Le MIM-104 Patriot PAC-3 est un système très perfectionné mais plus spécialisé que le S-400 qui est bien plus versatile. Néanmoins, il bénéficie d’une empreinte logistique plus faible avec un seul radar et seulement trois types de missiles, mais il est moins mobile que son concurrent qui peut être déplacé plus rapidement (plusieurs heures pour déployer une batterie Patriot contre une dizaine de minutes pour un S-400). Il demande aussi un personnel important pour sa mise en œuvre (90 personnes), ce qui est beaucoup.
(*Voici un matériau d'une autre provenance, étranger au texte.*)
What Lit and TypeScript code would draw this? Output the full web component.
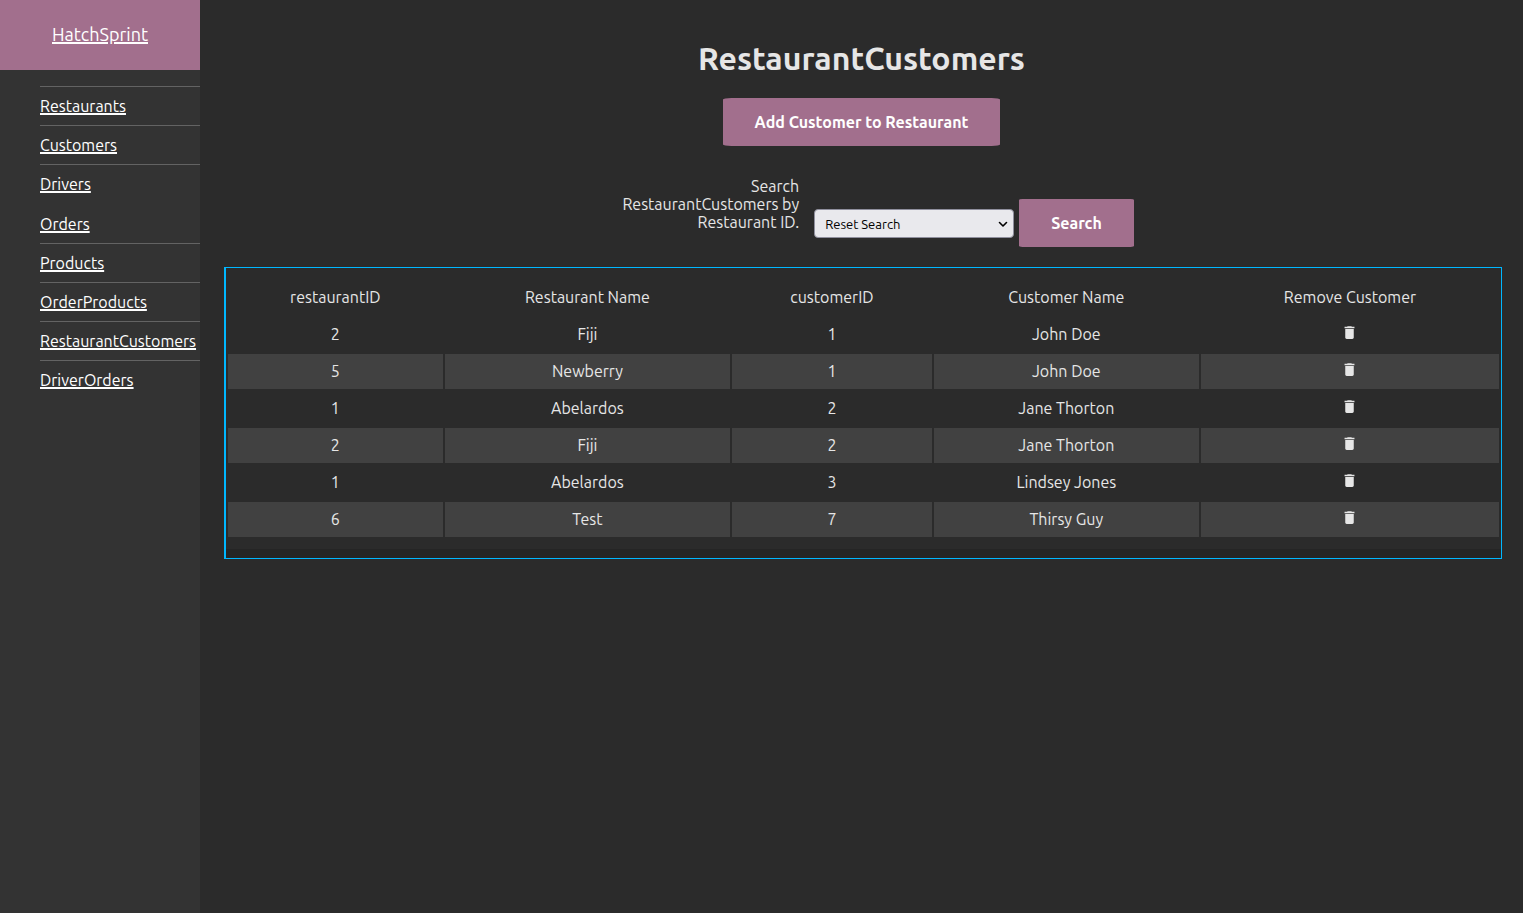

Le système de lancement incliné des missiles limite aussi les sites de déploiement car il lui faut des positions dégagées ne gênant pas les tirs, contrairement au S-400 qui tire ses missiles verticalement et qui est donc moins dérangé par les obstacles alentour. Le principal point faible du Patriot est le prix exorbitant de ses missiles qui fait que son utilisation doit être réservée à certaines cibles de haute valeur.

Cela reste un système extrêmement performant mais, comme tout système d’armes, il n’est pas « magique ». Le temps nous dira quelles auront été ses performances réelles en Ukraine ; mais, comme souvent, il faut s’attendre à un bilan bien plus mesuré que ce que les annonces à chaud peuvent laisser penser surtout qu’elles sont difficilement vérifiables.

D’un point de vue rapport qualité/prix, et c’est un avis personnel, je le classerais derrière le S-400 qui est plus versatile, plus mobile, plus souple d’emploi, qui bénéficie d’un bien plus grand volume d’interception (portée plus grande), dont les munitions coûtent bien moins cher et qui peut être intégré dans un réseau de détection radar qui en optimise l’emploi.